----- SOURCE DATA

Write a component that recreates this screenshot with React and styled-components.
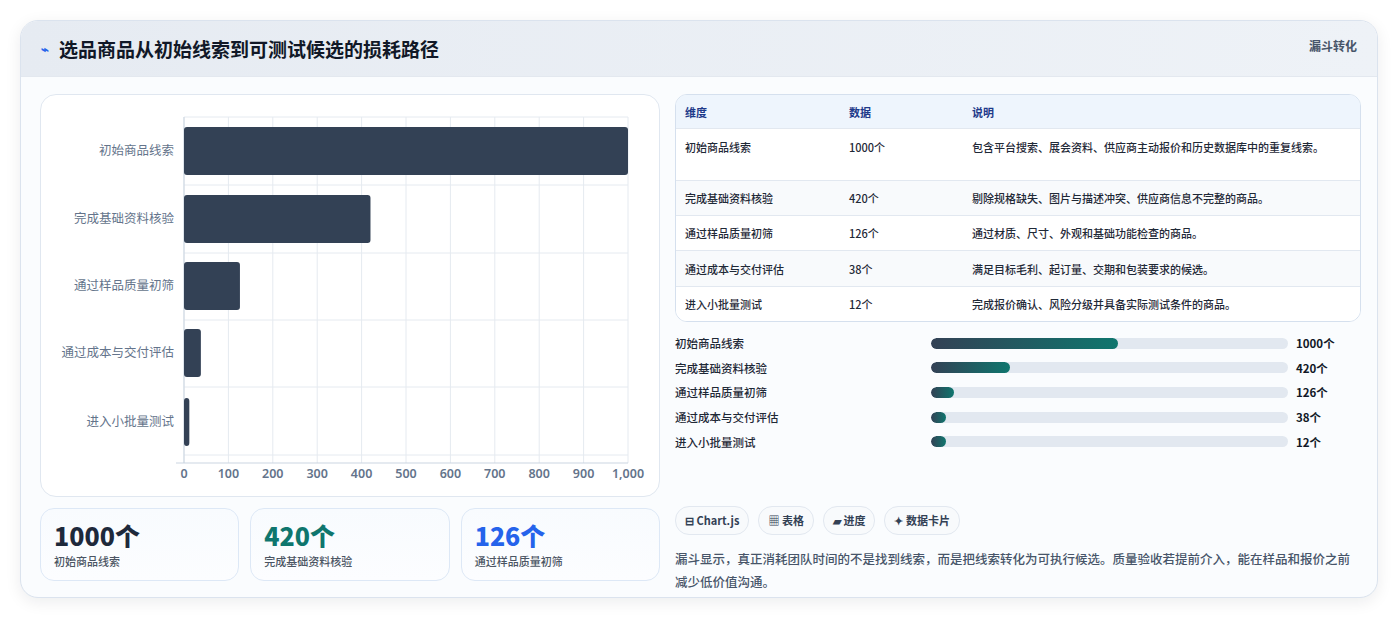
import React from "react";
import styled, { createGlobalStyle } from "styled-components";

const G = createGlobalStyle`
  body{margin:0;background:#fff;font-family:"Noto Sans CJK SC","Noto Sans",sans-serif;}
`;
const Page = styled.div`padding:20px 21px 21px 20px;`;
const Card = styled.div`
  border:1px solid #dbe3ee;border-radius:18px;overflow:hidden;background:#fafcfe;
  box-shadow:0 4px 16px rgba(15,23,42,.08);height:578px;box-sizing:border-box;
`;
const Header = styled.div`
  height:55px;display:flex;align-items:center;justify-content:space-between;
  padding:0 20px 0 20px;background:linear-gradient(90deg,#e6ebf2,#eef2f7);
  border-bottom:1px solid #e3e8ef;
`;
const Title = styled.h1`
  margin:0;font-size:19px;font-weight:700;color:#111827;display:flex;align-items:center;gap:10px;
`;
const Tag = styled.span`font-size:12px;font-weight:700;color:#475569;align-self:flex-start;margin-top:16px;`;
const Body = styled.div`display:grid;grid-template-columns:620px 686px;gap:15px;padding:17px 18px 0 19px;`;
const Col = styled.div`display:flex;flex-direction:column;`;
const ChartBox = styled.div`
  height:403px;border:1px solid #e0e7f0;border-radius:16px;background:#fff;box-sizing:border-box;
`;
const Stats = styled.div`display:grid;grid-template-columns:repeat(3,1fr);gap:11px;margin-top:11px;`;
const Stat = styled.div`
  height:73px;border:1px solid #dde8f6;border-radius:14px;box-sizing:border-box;padding:10px 13px;
  background:linear-gradient(180deg,#f8fbfe,#fcfdff);
`;
const Big = styled.div`font-size:25px;font-weight:800;line-height:32px;color:${p=>p.c};`;
const Small = styled.div`font-size:11px;color:#4b5563;margin-top:2px;font-weight:500;`;
const Table = styled.div`border:1px solid #d5e0ee;border-radius:12px;overflow:hidden;background:#fff;font-size:11px;`;
const Row = styled.div`
  display:grid;grid-template-columns:164px 123px 1fr;padding:0 18px 0 9px;
  min-height:${p=>p.h}px;align-items:${p=>p.top?"start":"center"};
  padding-top:${p=>p.top?9:0}px;box-sizing:border-box;
  background:${p=>p.head?"#eef5fd":p.alt?"#f8fafc":"#fff"};
  color:${p=>p.head?"#1e3a8a":"#1f2937"};font-weight:${p=>p.head?700:500};
  border-top:${p=>p.first?"none":"1px solid #e2e8f0"};line-height:18px;
`;
const Bars = styled.div`display:flex;flex-direction:column;gap:6.7px;margin-top:12px;`;
const BarRow = styled.div`display:grid;grid-template-columns:256px 357px auto;gap:0;align-items:center;font-size:11.5px;height:18px;`;
const BarLabel = styled.span`color:#1f2937;font-weight:500;`;
const Track = styled.div`height:11px;background:#e2e8f0;border-radius:6px;overflow:hidden;`;
const Fill = styled.div`height:100%;border-radius:6px;background:linear-gradient(90deg,#334155,#0f766e);`;
const Val = styled.span`font-weight:700;color:#111827;padding-left:8px;`;
const Chips = styled.div`display:flex;gap:9px;margin-top:55px;`;
const Chip = styled.span`
  height:27px;padding:0 9px;border:1px solid #e2e8f0;border-radius:14px;background:#f8fafc;
  display:flex;align-items:center;gap:3px;font-size:11px;font-weight:600;color:#334155;
`;
const Note = styled.p`margin:12px 0 0;font-size:12.5px;line-height:23px;color:#475569;font-weight:500;`;

const cats=["初始商品线索","完成基础资料核验","通过样品质量初筛","通过成本与交付评估","进入小批量测试"];
const vals=[1000,420,126,38,12];

function Chart(){
  const x0=143,w=444,ys=[56,124,191,258,327];
  return (
    <svg width="618" height="401" style={{display:"block"}}>
      {Array.from({length:11}).map((_,i)=>(
        <line key={i} x1={x0+i*w/10} x2={x0+i*w/10} y1="22" y2="368" stroke="#e5eaf0"/>
      ))}
      {[22,90,158,225,292,360].map(y=><line key={y} x1={x0} x2={x0+w} y1={y} y2={y} stroke="#e5eaf0"/>)}
      <line x1={x0} x2={x0} y1="22" y2="368" stroke="#cbd5e1"/>
      <line x1={x0-8} x2={x0+w} y1="368" y2="368" stroke="#cbd5e1"/>
      {vals.map((v,i)=>(
        <g key={i}>
          <rect x={x0} y={ys[i]-24} width={Math.max(v/1000*w,4)} height="48" rx="3" fill="#334155"/>
          <text x={x0-10} y={ys[i]+4} textAnchor="end" fontSize="12.5" fill="#64748b" fontFamily="Noto Sans CJK SC">{cats[i]}</text>
        </g>
      ))}
      {Array.from({length:11}).map((_,i)=>(
        <text key={i} x={x0+i*w/10} y="383" textAnchor="middle" fontSize="12.5" fontWeight="600" fill="#64748b" fontFamily="Noto Sans">{i===10?"1,000":i*100}</text>
      ))}
    </svg>
  );
}

const rows=[
  ["初始商品线索","1000个","包含平台搜索、展会资料、供应商主动报价和历史数据库中的重复线索。",52],
  ["完成基础资料核验","420个","剔除规格缺失、图片与描述冲突、供应商信息不完整的商品。",35],
  ["通过样品质量初筛","126个","通过材质、尺寸、外观和基础功能检查的商品。",35],
  ["通过成本与交付评估","38个","满足目标毛利、起订量、交期和包装要求的候选。",36],
  ["进入小批量测试","12个","完成报价确认、风险分级并具备实际测试条件的商品。",35],
];
const pct=[52.4,22.1,6.4,4.2,4.2];

export default function App(){
  return (<>
    <G/>
    <Page><Card>
      <Header>
        <Title><span style={{color:"#2563eb",fontSize:13}}>⌁</span>选品商品从初始线索到可测试候选的损耗路径</Title>
        <Tag>漏斗转化</Tag>
      </Header>
      <Body>
        <Col>
          <ChartBox><Chart/></ChartBox>
          <Stats>
            <Stat><Big c="#1e293b">1000个</Big><Small>初始商品线索</Small></Stat>
            <Stat><Big c="#0f766e">420个</Big><Small>完成基础资料核验</Small></Stat>
            <Stat><Big c="#2563eb">126个</Big><Small>通过样品质量初筛</Small></Stat>
          </Stats>
        </Col>
        <Col>
          <Table>
            <Row head first h={33}><span>维度</span><span>数据</span><span>说明</span></Row>
            {rows.map((r,i)=>(
              <Row key={i} h={r[3]} alt={i%2===1} top={i===0}><span>{r[0]}</span><span>{r[1]}</span><span>{r[2]}</span></Row>
            ))}
          </Table>
          <Bars>
            {cats.map((c,i)=>(
              <BarRow key={i}><BarLabel>{c}</BarLabel><Track><Fill style={{width:pct[i]+"%"}}/></Track><Val>{vals[i]}个</Val></BarRow>
            ))}
          </Bars>
          <Chips>
            <Chip>⊟ Chart.js</Chip><Chip>▦ 表格</Chip><Chip>▰ 进度</Chip><Chip>✦ 数据卡片</Chip>
          </Chips>
          <Note>漏斗显示，真正消耗团队时间的不是找到线索，而是把线索转化为可执行候选。质量验收若提前介入，能在样品和报价之前减少低价值沟通。</Note>
        </Col>
      </Body>
    </Card></Page>
  </>);
}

----------

Return the listing above unchanged, apart from dropping its pictures.

Write a component that recreates this screenshot with React and styled-components.
import React from "react";
import styled, { createGlobalStyle } from "styled-components";

const G = createGlobalStyle`
  body{margin:0;background:#fff;font-family:"Noto Sans CJK SC","Noto Sans",sans-serif;}
`;
const Page = styled.div`padding:20px 21px 21px 20px;`;
const Card = styled.div`
  border:1px solid #dbe3ee;border-radius:18px;overflow:hidden;background:#fafcfe;
  box-shadow:0 4px 16px rgba(15,23,42,.08);height:578px;box-sizing:border-box;
`;
const Header = styled.div`
  height:55px;display:flex;align-items:center;justify-content:space-between;
  padding:0 20px 0 20px;background:linear-gradient(90deg,#e6ebf2,#eef2f7);
  border-bottom:1px solid #e3e8ef;
`;
const Title = styled.h1`
  margin:0;font-size:19px;font-weight:700;color:#111827;display:flex;align-items:center;gap:10px;
`;
const Tag = styled.span`font-size:12px;font-weight:700;color:#475569;align-self:flex-start;margin-top:16px;`;
const Body = styled.div`display:grid;grid-template-columns:620px 686px;gap:15px;padding:17px 18px 0 19px;`;
const Col = styled.div`display:flex;flex-direction:column;`;
const ChartBox = styled.div`
  height:403px;border:1px solid #e0e7f0;border-radius:16px;background:#fff;box-sizing:border-box;
`;
const Stats = styled.div`display:grid;grid-template-columns:repeat(3,1fr);gap:11px;margin-top:11px;`;
const Stat = styled.div`
  height:73px;border:1px solid #dde8f6;border-radius:14px;box-sizing:border-box;padding:10px 13px;
  background:linear-gradient(180deg,#f8fbfe,#fcfdff);
`;
const Big = styled.div`font-size:25px;font-weight:800;line-height:32px;color:${p=>p.c};`;
const Small = styled.div`font-size:11px;color:#4b5563;margin-top:2px;font-weight:500;`;
const Table = styled.div`border:1px solid #d5e0ee;border-radius:12px;overflow:hidden;background:#fff;font-size:11px;`;
const Row = styled.div`
  display:grid;grid-template-columns:164px 123px 1fr;padding:0 18px 0 9px;
  min-height:${p=>p.h}px;align-items:${p=>p.top?"start":"center"};
  padding-top:${p=>p.top?9:0}px;box-sizing:border-box;
  background:${p=>p.head?"#eef5fd":p.alt?"#f8fafc":"#fff"};
  color:${p=>p.head?"#1e3a8a":"#1f2937"};font-weight:${p=>p.head?700:500};
  border-top:${p=>p.first?"none":"1px solid #e2e8f0"};line-height:18px;
`;
const Bars = styled.div`display:flex;flex-direction:column;gap:6.7px;margin-top:12px;`;
const BarRow = styled.div`display:grid;grid-template-columns:256px 357px auto;gap:0;align-items:center;font-size:11.5px;height:18px;`;
const BarLabel = styled.span`color:#1f2937;font-weight:500;`;
const Track = styled.div`height:11px;background:#e2e8f0;border-radius:6px;overflow:hidden;`;
const Fill = styled.div`height:100%;border-radius:6px;background:linear-gradient(90deg,#334155,#0f766e);`;
const Val = styled.span`font-weight:700;color:#111827;padding-left:8px;`;
const Chips = styled.div`display:flex;gap:9px;margin-top:55px;`;
const Chip = styled.span`
  height:27px;padding:0 9px;border:1px solid #e2e8f0;border-radius:14px;background:#f8fafc;
  display:flex;align-items:center;gap:3px;font-size:11px;font-weight:600;color:#334155;
`;
const Note = styled.p`margin:12px 0 0;font-size:12.5px;line-height:23px;color:#475569;font-weight:500;`;

const cats=["初始商品线索","完成基础资料核验","通过样品质量初筛","通过成本与交付评估","进入小批量测试"];
const vals=[1000,420,126,38,12];

function Chart(){
  const x0=143,w=444,ys=[56,124,191,258,327];
  return (
    <svg width="618" height="401" style={{display:"block"}}>
      {Array.from({length:11}).map((_,i)=>(
        <line key={i} x1={x0+i*w/10} x2={x0+i*w/10} y1="22" y2="368" stroke="#e5eaf0"/>
      ))}
      {[22,90,158,225,292,360].map(y=><line key={y} x1={x0} x2={x0+w} y1={y} y2={y} stroke="#e5eaf0"/>)}
      <line x1={x0} x2={x0} y1="22" y2="368" stroke="#cbd5e1"/>
      <line x1={x0-8} x2={x0+w} y1="368" y2="368" stroke="#cbd5e1"/>
      {vals.map((v,i)=>(
        <g key={i}>
          <rect x={x0} y={ys[i]-24} width={Math.max(v/1000*w,4)} height="48" rx="3" fill="#334155"/>
          <text x={x0-10} y={ys[i]+4} textAnchor="end" fontSize="12.5" fill="#64748b" fontFamily="Noto Sans CJK SC">{cats[i]}</text>
        </g>
      ))}
      {Array.from({length:11}).map((_,i)=>(
        <text key={i} x={x0+i*w/10} y="383" textAnchor="middle" fontSize="12.5" fontWeight="600" fill="#64748b" fontFamily="Noto Sans">{i===10?"1,000":i*100}</text>
      ))}
    </svg>
  );
}

const rows=[
  ["初始商品线索","1000个","包含平台搜索、展会资料、供应商主动报价和历史数据库中的重复线索。",52],
  ["完成基础资料核验","420个","剔除规格缺失、图片与描述冲突、供应商信息不完整的商品。",35],
  ["通过样品质量初筛","126个","通过材质、尺寸、外观和基础功能检查的商品。",35],
  ["通过成本与交付评估","38个","满足目标毛利、起订量、交期和包装要求的候选。",36],
  ["进入小批量测试","12个","完成报价确认、风险分级并具备实际测试条件的商品。",35],
];
const pct=[52.4,22.1,6.4,4.2,4.2];

export default function App(){
  return (<>
    <G/>
    <Page><Card>
      <Header>
        <Title><span style={{color:"#2563eb",fontSize:13}}>⌁</span>选品商品从初始线索到可测试候选的损耗路径</Title>
        <Tag>漏斗转化</Tag>
      </Header>
      <Body>
        <Col>
          <ChartBox><Chart/></ChartBox>
          <Stats>
            <Stat><Big c="#1e293b">1000个</Big><Small>初始商品线索</Small></Stat>
            <Stat><Big c="#0f766e">420个</Big><Small>完成基础资料核验</Small></Stat>
            <Stat><Big c="#2563eb">126个</Big><Small>通过样品质量初筛</Small></Stat>
          </Stats>
        </Col>
        <Col>
          <Table>
            <Row head first h={33}><span>维度</span><span>数据</span><span>说明</span></Row>
            {rows.map((r,i)=>(
              <Row key={i} h={r[3]} alt={i%2===1} top={i===0}><span>{r[0]}</span><span>{r[1]}</span><span>{r[2]}</span></Row>
            ))}
          </Table>
          <Bars>
            {cats.map((c,i)=>(
              <BarRow key={i}><BarLabel>{c}</BarLabel><Track><Fill style={{width:pct[i]+"%"}}/></Track><Val>{vals[i]}个</Val></BarRow>
            ))}
          </Bars>
          <Chips>
            <Chip>⊟ Chart.js</Chip><Chip>▦ 表格</Chip><Chip>▰ 进度</Chip><Chip>✦ 数据卡片</Chip>
          </Chips>
          <Note>漏斗显示，真正消耗团队时间的不是找到线索，而是把线索转化为可执行候选。质量验收若提前介入，能在样品和报价之前减少低价值沟通。</Note>
        </Col>
      </Body>
    </Card></Page>
  </>);
}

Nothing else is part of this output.